“Part of the secret of success in life is to eat what you like and let the food fight it out inside.”Mark Twain
Over the years, my diet has transformed. Raised in Cumberland, Rhode Island during the Howdy Doody/Captain Kangaroo/1950-1960s era in a primarily Irish Catholic household, we fully embraced the modern miracle of post-War technology, canned goods and frozen food.
While we were always well fed, one just has to look around for the dearth of restaurants featuring Irish cuisine (other than Guinness, Fish & Chips, or Shepherd’s pie) to appreciate the somewhat uninspired nature of such food.
Once I became independent, I embraced the wonders of drive-thru fast food, pizza delivery, and, as many of my friends will attest, beans and Kool-Aid when I had to cook or lacked funds for even a hamburger.
Once I was married, my wife began the slow, arduous process of introducing me to fresh vegetables, salads, and other items I had heard of but never consumed.
To put this in perspective, on one of our first Thanksgiving dinners together, my wife made cranberry sauce. I didn’t recognize it. Cranberry sauce, in its natural state, has symmetry. It is shaped like a tube and has grooves circling it. This looked like a pile of half digested berries, something one would see along a trail in the woods of New Hampshire.
It was black magic.
But after several years, I began to tolerate (the alternative was starving) then almost enjoy fresh vegetables. I started to cook something other than with a microwave, a benefit of attending some cooking classes at Johnson & Wales. The culinary world opened up.
The primary purpose of a healthy diet is, of course, the prolongation of life. Thinking of this got me wondering when does one reach a point where this goal is mitigated by the inevitable conclusion of all life.
In a nutshell, when is eating well an exercise in futility?
So I looked at life expectancy and actuarial tables. (That there are people in the world who write and work with such statistics terrifies me. That they can survive without being bored to death—thus skewing the numbers—is amazing.)
Without getting into all the mitigating details and differences by country (see risk above) based on the Social Security Administration table, a male child born in 2017 has a life expectancy of 75.97 years, a female child, 80.96. But the number that intrigued me most was death probability.

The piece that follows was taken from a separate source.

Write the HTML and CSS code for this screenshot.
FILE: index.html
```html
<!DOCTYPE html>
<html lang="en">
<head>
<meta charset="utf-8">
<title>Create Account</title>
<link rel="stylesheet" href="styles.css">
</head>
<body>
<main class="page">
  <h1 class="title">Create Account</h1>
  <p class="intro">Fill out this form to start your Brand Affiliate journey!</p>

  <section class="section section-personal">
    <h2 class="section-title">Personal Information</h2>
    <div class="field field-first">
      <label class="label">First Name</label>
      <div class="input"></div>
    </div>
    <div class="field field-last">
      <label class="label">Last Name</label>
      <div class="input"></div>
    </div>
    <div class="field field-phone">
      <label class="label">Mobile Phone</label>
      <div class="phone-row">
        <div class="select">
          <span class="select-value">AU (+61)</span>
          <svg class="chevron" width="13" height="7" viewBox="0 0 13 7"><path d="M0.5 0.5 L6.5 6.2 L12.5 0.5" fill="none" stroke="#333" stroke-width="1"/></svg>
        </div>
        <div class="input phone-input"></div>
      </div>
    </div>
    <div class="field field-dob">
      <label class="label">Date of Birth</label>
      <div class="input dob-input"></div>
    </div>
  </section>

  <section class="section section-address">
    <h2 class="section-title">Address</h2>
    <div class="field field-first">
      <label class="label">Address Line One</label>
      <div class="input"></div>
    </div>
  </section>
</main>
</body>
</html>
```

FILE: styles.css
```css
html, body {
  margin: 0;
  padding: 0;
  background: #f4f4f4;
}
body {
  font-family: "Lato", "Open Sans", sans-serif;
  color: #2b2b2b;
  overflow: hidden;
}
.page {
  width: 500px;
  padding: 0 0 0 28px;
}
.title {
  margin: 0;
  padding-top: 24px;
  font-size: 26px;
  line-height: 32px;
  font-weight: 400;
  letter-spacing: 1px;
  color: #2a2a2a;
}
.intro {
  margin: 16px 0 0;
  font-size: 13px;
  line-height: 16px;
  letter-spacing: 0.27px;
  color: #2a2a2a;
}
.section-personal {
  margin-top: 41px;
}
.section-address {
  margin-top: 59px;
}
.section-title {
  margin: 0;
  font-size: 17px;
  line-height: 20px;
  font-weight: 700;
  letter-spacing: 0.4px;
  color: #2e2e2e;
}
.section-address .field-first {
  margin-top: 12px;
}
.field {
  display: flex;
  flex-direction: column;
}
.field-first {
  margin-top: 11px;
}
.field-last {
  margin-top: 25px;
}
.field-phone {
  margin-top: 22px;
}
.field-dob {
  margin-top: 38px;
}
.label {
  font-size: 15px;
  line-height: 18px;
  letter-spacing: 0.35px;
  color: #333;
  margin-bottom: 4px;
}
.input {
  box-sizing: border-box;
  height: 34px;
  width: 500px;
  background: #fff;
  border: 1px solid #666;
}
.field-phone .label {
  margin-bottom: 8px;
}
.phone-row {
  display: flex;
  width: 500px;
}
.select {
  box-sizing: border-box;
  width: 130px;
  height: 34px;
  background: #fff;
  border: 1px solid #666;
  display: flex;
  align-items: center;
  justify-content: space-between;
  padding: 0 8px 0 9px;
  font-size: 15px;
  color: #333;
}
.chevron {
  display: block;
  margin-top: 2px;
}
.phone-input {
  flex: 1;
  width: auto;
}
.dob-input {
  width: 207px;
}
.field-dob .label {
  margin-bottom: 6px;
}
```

At birth, a male child has a 0.006304% chance of dying before their first birthday, females 0.005229%. From then on, your chances of survival increase until you reach the age of 10. Then it begins a long slow decrease toward the final curtain. I’m sure there are mounds of research studies explaining this, but I suspect that it involves two things, the first hints of adolescence and making one’s own food decisions.
At ten, there was never the slightest chance I would select an apple or banana over a Peanut Butter and Marshmallow fluff sandwich. Or a salad over an Anchovy Pizza. (For those of you who just grimaced over the word Anchovy, you are heathens and infidels and have zero appreciation of fine food.)

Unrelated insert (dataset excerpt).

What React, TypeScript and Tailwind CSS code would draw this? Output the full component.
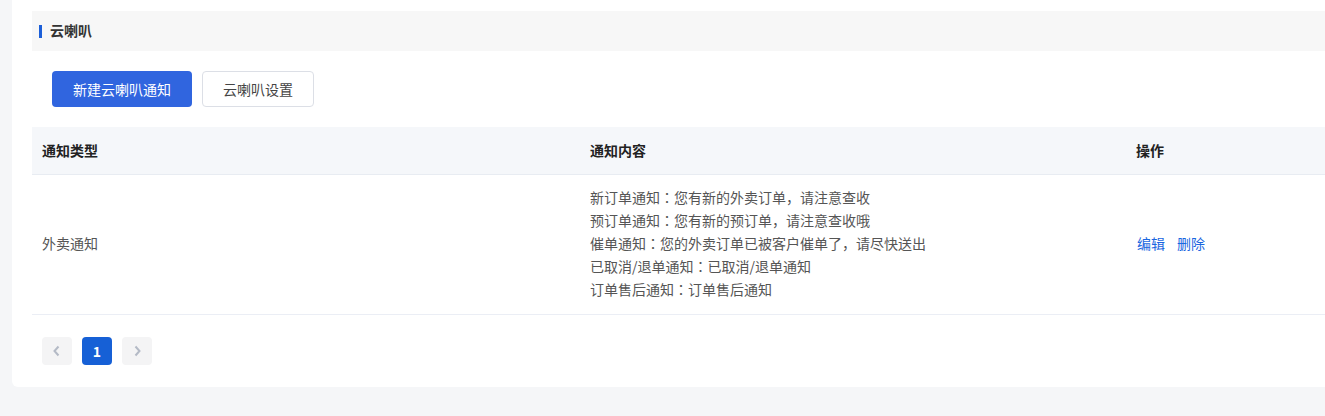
const lines = [
  '新订单通知：您有新的外卖订单，请注意查收',
  '预订单通知：您有新的预订单，请注意查收哦',
  '催单通知：您的外卖订单已被客户催单了，请尽快送出',
  '已取消/退单通知：已取消/退单通知',
  '订单售后通知：订单售后通知',
]

// full-width punctuation drawn with the JP face so the colon sits centred
function Line({ text }: { text: string }) {
  const parts = text.split(/([：，])/)
  return (
    <div>
      {parts.map((p, i) =>
        p === '：' || p === '，' ? (
          <span key={i} style={{ fontFamily: '"Noto Sans CJK JP", sans-serif' }}>
            {p}
          </span>
        ) : (
          <span key={i}>{p}</span>
        ),
      )}
    </div>
  )
}

export default function App() {
  return (
    <div
      className="h-[416px] w-[1325px] overflow-hidden bg-[#f5f6f8]"
      style={{ fontFamily: '"Noto Sans CJK SC", "Noto Sans", sans-serif' }}
    >
      <div className="ml-3 w-[1400px] rounded-b-md bg-white pt-[11px] pb-[22px] pl-5">
        <div className="flex h-10 items-center bg-[#f7f7f7] pl-[7px]">
          <span className="h-[13px] w-[3px] bg-[#1c5fd8]" />
          <span className="ml-2 -mt-px text-[14px] font-semibold text-[#333]">云喇叭</span>
        </div>

        <div className="flex gap-[10px] pt-5 pb-5 pl-5">
          <button
            type="button"
            className="h-9 w-[140px] rounded bg-[#3065df] text-[14px] text-white"
          >
            新建云喇叭通知
          </button>
          <button
            type="button"
            className="h-9 w-[112px] rounded border border-[#dcdfe6] bg-white text-[14px] text-[#444]"
          >
            云喇叭设置
          </button>
        </div>

        <div className="flex h-12 items-center border-b border-[#e8ecf2] bg-[#f5f7fa] text-[14px] font-bold text-[#222]">
          <div className="w-[548px] pl-[10px]">通知类型</div>
          <div className="w-[546px] pl-[10px]">通知内容</div>
          <div className="flex-1 pl-[10px]">操作</div>
        </div>

        <div className="flex items-center border-b border-[#ebeef5] pt-[11px] pb-[13px] text-[14px] text-[#555]">
          <div className="w-[548px] pl-[10px]">外卖通知</div>
          <div className="w-[546px] pl-[10px] leading-[23px]">
            {lines.map((l) => (
              <Line key={l} text={l} />
            ))}
          </div>
          <div className="flex flex-1 gap-[12px] pl-[11px] text-[#1a66e0]">
            <span>编辑</span>
            <span>删除</span>
          </div>
        </div>

        <div className="flex gap-[10px] pt-[22px] pl-[10px]">
          <button
            type="button"
            className="flex h-7 w-[30px] items-center justify-center rounded-sm bg-[#f4f4f5] text-[#b4bac6]"
          >
            <svg width="12" height="12" viewBox="0 0 12 12" fill="none" stroke="currentColor" strokeWidth="2">
              <path d="M7.5 1.5 3.5 6l4 4.5" />
            </svg>
          </button>
          <button
            type="button"
            className="h-7 w-[30px] rounded-sm bg-[#1660d6] text-[14px] font-bold text-white"
          >
            1
          </button>
          <button
            type="button"
            className="flex h-7 w-[30px] items-center justify-center rounded-sm bg-[#f4f4f5] text-[#b4bac6]"
          >
            <svg width="12" height="12" viewBox="0 0 12 12" fill="none" stroke="currentColor" strokeWidth="2">
              <path d="M4.5 1.5 8.5 6l-4 4.5" />
            </svg>
          </button>
        </div>
      </div>
    </div>
  )
}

If one looks at the chart (https://www.ssa.gov/oact/STATS/table4c6.html#fn1) you would see the decreasing number of years remaining at various ages. All of which leads me back to my original point.
At twenty-one years of age, eating Anchovy Pizza and a gallon of ice cream every day, no matter how tempting, would likely knock one’s life expectancy down a notch. The old adage about not buying any long novels to read might apply much sooner.
But what about at, to pick a random age, sixty-four? What effect might a dish of ice cream a day cost in life expectancy? At sixty-four, which by coincidence is my current age, I have eighteen years left according to the chart (although I plan on taking advantage of some Irish lineage in my family from my great grandmother who lived to ninety-three and drank a bit of Irish Whiskey and a beer almost every day.)
So a dish of ice cream a day at twenty-one has a serious potential cost. At sixty-four, it is a much-reduced cost and I think it worth the risk. In the interest of full disclosure, I have always enjoyed Spam and Deviled Ham, not to mention anchovies, which I believe can be a fountain of eternal life so I have some built in reserves more than adequate to support my ice cream diet.
Now if I can only find a way to convince my family this is a sound and necessary course of actions to make my progression on the actuarial table more enjoyable.